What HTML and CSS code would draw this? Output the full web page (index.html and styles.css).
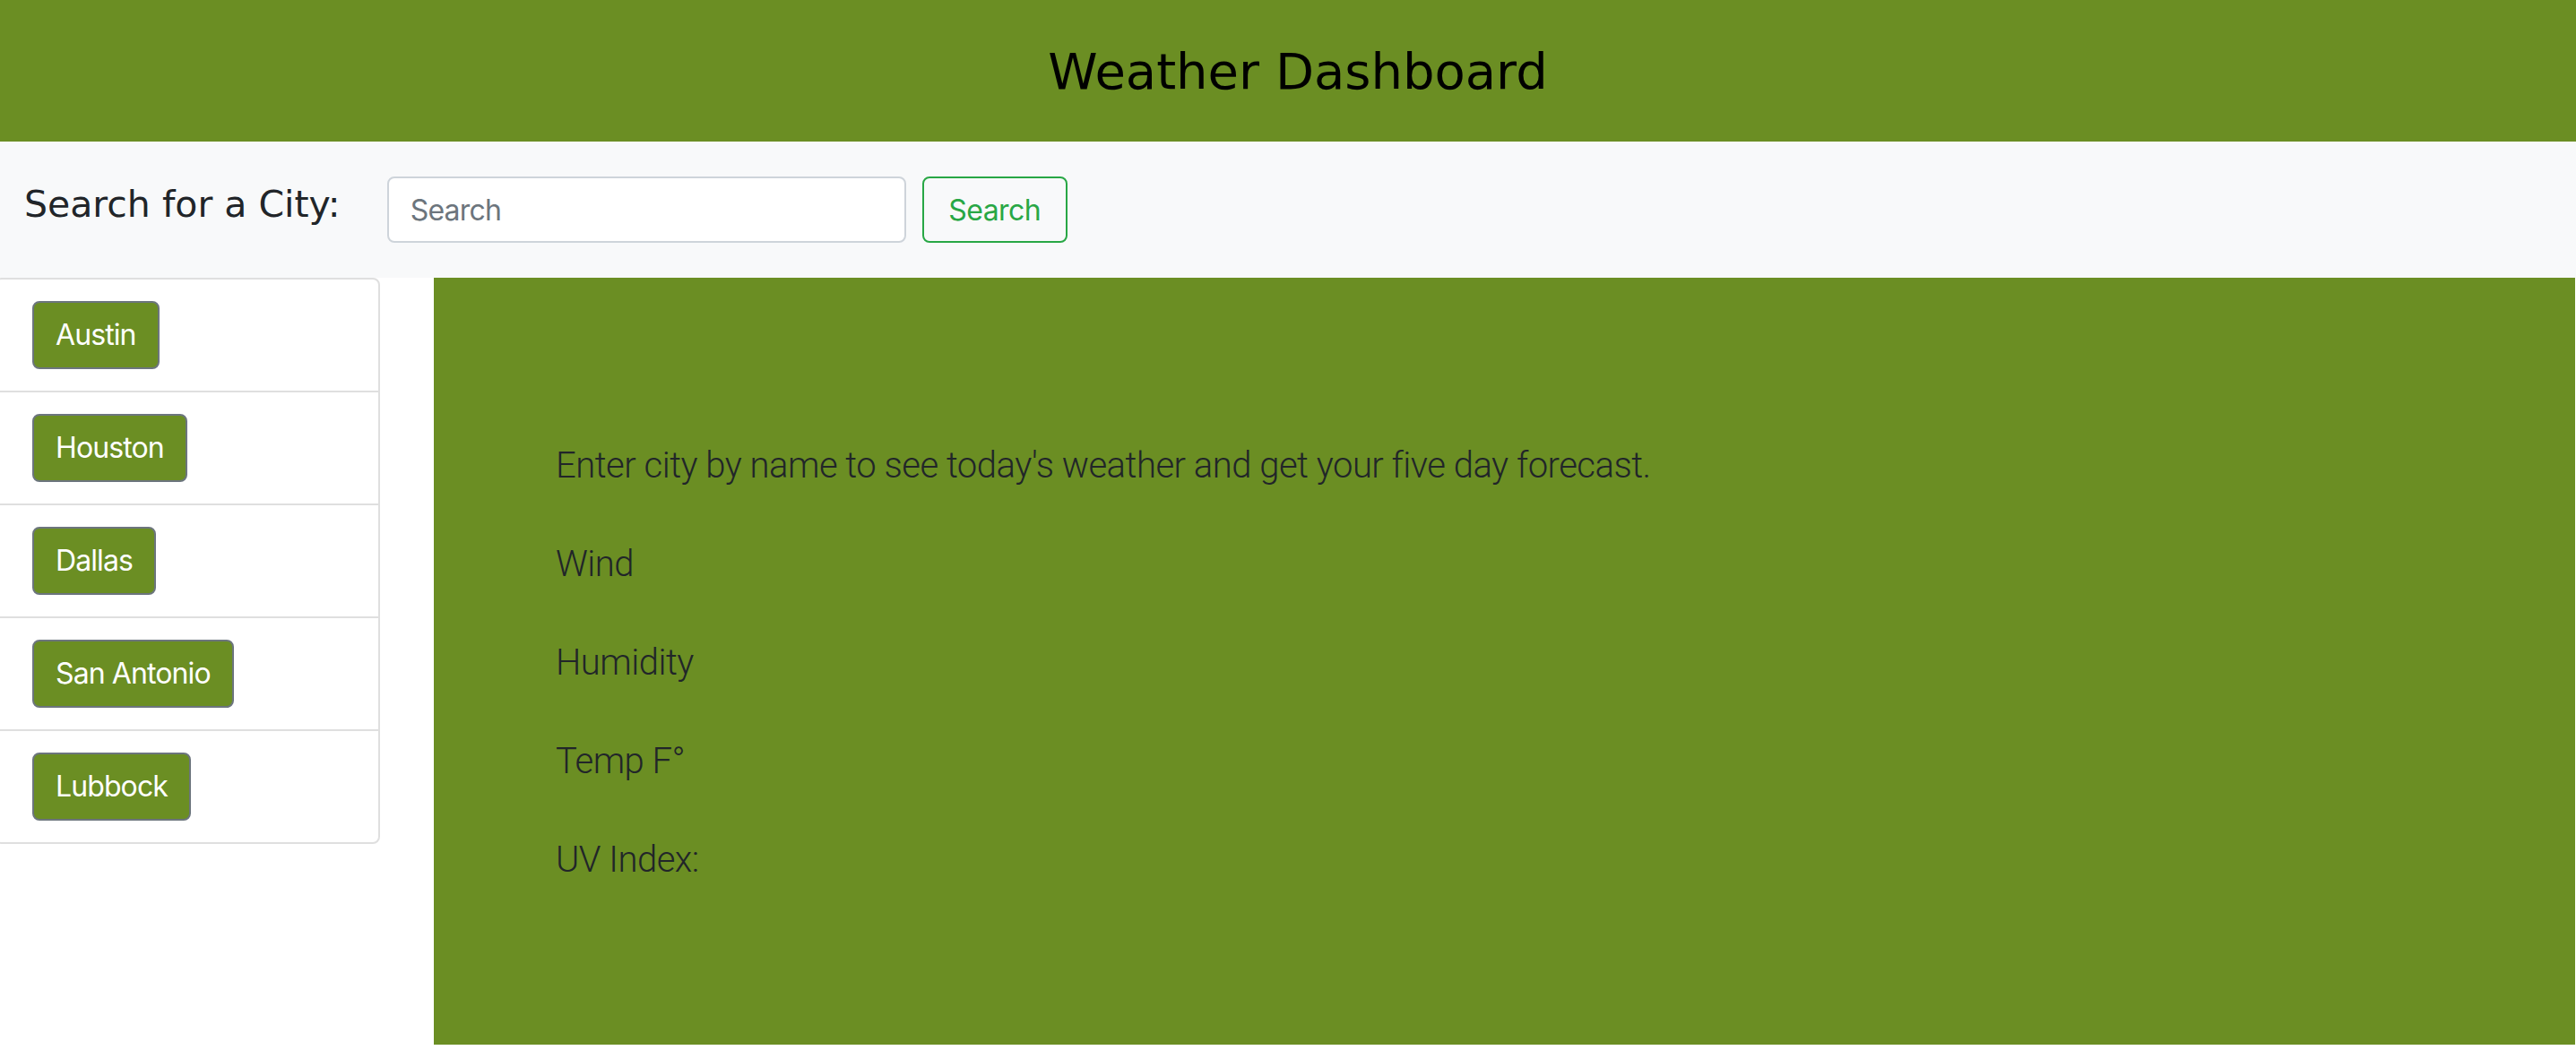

——————————

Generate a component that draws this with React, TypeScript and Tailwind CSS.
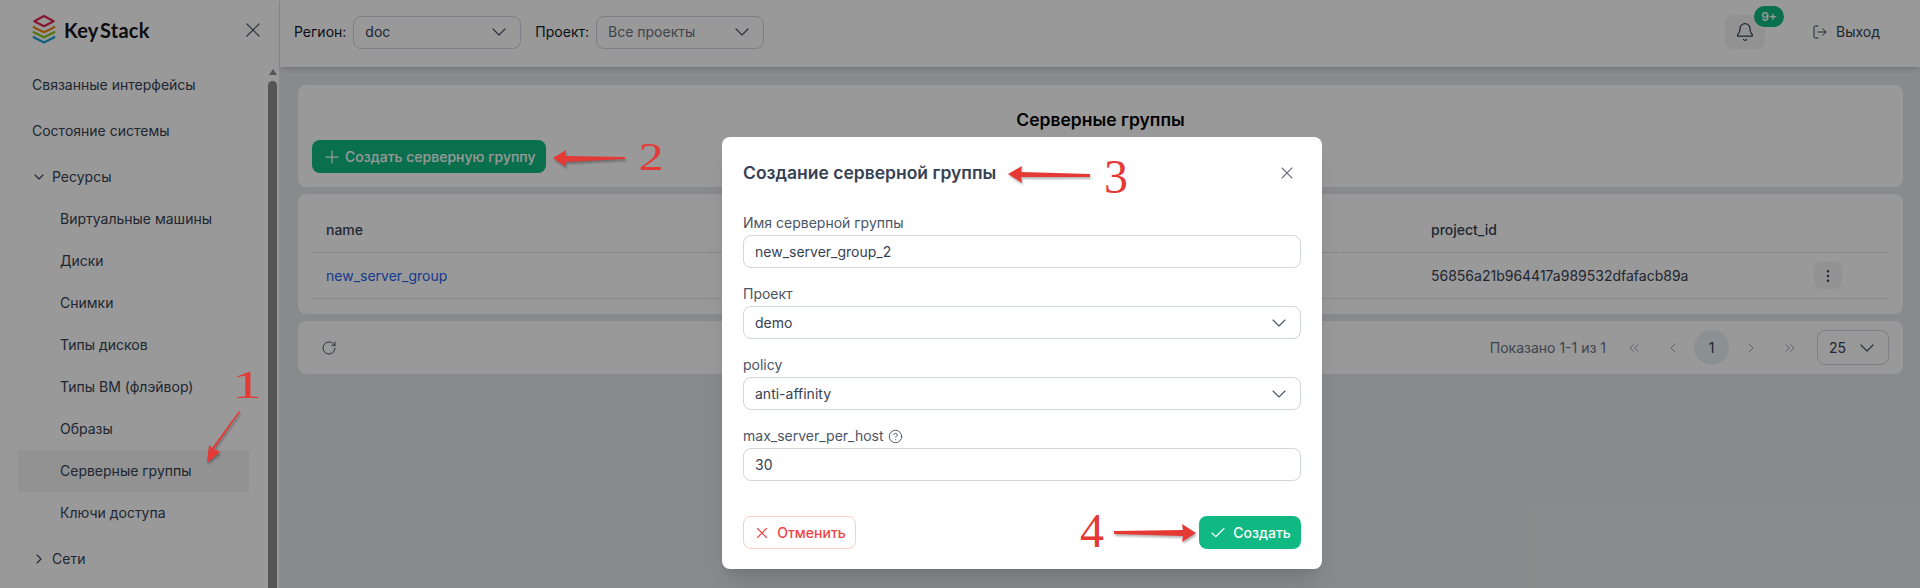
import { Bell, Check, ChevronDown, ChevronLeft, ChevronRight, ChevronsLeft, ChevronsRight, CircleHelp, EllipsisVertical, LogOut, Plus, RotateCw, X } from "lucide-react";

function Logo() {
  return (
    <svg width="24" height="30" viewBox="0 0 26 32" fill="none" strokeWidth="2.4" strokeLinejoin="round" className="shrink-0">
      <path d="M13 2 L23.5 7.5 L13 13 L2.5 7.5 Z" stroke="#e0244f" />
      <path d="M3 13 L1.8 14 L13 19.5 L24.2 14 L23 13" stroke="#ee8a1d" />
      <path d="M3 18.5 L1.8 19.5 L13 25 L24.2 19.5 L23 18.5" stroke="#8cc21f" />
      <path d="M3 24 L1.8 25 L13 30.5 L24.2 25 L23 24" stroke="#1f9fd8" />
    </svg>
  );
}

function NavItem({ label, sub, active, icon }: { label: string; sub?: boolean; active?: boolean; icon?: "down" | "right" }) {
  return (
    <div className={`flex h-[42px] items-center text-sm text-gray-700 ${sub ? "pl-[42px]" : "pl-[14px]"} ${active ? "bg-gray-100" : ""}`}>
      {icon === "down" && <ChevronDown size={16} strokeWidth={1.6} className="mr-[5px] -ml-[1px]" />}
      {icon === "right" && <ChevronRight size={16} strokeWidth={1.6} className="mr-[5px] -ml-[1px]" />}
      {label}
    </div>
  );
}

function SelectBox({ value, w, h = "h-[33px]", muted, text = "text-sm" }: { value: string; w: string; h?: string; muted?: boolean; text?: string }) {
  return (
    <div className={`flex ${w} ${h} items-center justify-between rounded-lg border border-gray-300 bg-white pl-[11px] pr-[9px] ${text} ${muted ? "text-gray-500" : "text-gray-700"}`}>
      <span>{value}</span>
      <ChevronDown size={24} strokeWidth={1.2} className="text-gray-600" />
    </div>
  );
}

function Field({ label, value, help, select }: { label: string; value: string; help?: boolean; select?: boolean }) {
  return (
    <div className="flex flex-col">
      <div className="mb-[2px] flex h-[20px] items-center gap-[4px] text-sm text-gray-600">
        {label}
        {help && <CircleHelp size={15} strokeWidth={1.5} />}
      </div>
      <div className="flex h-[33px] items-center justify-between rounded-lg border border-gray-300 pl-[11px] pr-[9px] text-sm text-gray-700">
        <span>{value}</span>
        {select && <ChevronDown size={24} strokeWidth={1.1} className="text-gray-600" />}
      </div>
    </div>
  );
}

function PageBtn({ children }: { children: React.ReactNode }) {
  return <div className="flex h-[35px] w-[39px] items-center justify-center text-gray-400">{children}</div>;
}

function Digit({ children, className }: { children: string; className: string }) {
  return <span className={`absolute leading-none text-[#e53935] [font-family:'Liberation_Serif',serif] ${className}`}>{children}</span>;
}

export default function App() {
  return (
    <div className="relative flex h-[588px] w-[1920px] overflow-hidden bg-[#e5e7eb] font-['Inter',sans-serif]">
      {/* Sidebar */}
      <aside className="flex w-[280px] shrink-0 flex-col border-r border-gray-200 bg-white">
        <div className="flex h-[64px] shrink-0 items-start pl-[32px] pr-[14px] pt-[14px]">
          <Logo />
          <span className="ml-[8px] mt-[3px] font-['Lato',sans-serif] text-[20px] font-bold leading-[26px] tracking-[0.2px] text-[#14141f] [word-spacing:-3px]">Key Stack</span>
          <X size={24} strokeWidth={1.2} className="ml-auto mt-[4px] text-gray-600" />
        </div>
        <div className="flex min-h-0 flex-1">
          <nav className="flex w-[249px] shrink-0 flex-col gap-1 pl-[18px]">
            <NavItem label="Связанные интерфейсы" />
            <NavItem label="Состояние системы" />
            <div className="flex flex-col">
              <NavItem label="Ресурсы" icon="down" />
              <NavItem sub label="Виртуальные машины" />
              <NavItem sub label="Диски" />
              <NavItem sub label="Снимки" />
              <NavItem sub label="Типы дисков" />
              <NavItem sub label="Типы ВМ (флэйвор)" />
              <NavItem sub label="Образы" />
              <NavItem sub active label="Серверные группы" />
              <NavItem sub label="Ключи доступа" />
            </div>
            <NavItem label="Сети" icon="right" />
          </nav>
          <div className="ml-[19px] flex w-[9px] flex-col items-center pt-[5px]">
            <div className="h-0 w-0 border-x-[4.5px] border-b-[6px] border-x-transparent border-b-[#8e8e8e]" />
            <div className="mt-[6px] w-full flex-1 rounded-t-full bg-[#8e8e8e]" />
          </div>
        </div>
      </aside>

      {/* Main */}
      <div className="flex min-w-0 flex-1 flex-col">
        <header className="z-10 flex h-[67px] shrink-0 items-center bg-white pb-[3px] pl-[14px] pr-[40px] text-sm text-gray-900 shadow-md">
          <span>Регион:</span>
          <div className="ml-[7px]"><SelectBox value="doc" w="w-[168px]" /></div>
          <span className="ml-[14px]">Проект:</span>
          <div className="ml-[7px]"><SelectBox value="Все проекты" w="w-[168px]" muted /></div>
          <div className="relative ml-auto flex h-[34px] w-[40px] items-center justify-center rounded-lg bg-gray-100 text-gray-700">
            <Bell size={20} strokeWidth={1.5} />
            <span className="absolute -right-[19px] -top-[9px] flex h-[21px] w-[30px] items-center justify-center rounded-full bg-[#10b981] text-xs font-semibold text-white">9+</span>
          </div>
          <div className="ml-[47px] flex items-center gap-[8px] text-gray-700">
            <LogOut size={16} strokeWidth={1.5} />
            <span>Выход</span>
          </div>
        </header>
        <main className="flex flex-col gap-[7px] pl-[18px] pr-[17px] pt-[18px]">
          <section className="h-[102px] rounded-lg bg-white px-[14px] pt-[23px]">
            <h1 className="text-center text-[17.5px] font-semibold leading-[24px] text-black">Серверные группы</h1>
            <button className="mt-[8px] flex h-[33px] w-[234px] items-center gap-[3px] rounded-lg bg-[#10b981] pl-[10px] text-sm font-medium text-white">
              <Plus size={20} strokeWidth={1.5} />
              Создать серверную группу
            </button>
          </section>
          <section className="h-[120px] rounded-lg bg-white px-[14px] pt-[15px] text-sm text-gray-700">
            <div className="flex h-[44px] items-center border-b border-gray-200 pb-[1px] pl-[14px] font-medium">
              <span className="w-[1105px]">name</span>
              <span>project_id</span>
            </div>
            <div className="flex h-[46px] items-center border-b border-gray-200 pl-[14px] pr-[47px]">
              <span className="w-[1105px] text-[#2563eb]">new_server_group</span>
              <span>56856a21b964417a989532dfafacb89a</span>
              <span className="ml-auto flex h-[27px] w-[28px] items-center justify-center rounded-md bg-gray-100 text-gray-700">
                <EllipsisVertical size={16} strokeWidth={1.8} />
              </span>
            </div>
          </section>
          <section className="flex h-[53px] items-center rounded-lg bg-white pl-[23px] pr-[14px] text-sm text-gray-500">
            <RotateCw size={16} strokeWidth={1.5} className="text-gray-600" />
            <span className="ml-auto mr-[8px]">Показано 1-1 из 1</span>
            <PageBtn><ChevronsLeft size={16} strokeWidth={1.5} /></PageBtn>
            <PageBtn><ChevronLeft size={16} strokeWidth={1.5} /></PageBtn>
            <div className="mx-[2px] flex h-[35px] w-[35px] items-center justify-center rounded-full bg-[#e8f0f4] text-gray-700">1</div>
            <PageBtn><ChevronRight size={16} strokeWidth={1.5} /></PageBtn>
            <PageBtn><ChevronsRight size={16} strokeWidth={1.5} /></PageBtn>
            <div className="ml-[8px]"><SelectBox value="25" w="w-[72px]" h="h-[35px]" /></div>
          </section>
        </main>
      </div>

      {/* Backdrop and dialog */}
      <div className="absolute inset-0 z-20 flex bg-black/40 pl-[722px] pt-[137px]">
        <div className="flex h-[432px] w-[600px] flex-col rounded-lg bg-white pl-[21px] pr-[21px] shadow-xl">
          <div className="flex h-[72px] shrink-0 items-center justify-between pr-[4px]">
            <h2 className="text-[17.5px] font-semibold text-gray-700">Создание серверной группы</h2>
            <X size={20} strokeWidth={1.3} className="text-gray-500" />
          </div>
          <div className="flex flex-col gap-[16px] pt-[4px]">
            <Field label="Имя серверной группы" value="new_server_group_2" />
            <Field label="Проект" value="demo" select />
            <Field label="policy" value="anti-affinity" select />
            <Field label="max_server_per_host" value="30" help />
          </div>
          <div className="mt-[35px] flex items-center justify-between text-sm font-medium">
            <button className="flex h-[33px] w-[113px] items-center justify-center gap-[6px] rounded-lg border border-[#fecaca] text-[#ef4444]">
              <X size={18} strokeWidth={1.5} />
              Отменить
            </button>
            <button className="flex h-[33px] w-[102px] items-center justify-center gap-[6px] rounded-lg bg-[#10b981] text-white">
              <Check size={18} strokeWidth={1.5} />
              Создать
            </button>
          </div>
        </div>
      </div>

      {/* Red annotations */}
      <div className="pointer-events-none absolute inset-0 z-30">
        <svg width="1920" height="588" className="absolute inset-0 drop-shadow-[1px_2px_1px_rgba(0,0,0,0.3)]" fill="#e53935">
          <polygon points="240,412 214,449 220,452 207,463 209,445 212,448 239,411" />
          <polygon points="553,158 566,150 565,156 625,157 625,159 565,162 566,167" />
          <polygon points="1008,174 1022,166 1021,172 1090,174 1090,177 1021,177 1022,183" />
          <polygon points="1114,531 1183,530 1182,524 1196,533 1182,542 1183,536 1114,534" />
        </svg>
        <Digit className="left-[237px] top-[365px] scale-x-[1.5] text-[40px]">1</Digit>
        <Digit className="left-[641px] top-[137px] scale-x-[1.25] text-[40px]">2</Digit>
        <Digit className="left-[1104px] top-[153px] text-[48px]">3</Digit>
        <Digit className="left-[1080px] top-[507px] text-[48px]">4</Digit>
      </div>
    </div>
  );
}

——————————

Only the lines between the line with "Generate a component" and the line with "Plus, RotateCw, X", inclusive, should be reproduced, exactly as written and without pictures.

Generate a component that draws this with React, TypeScript and Tailwind CSS.
import { Bell, Check, ChevronDown, ChevronLeft, ChevronRight, ChevronsLeft, ChevronsRight, CircleHelp, EllipsisVertical, LogOut, Plus, RotateCw, X } from "lucide-react";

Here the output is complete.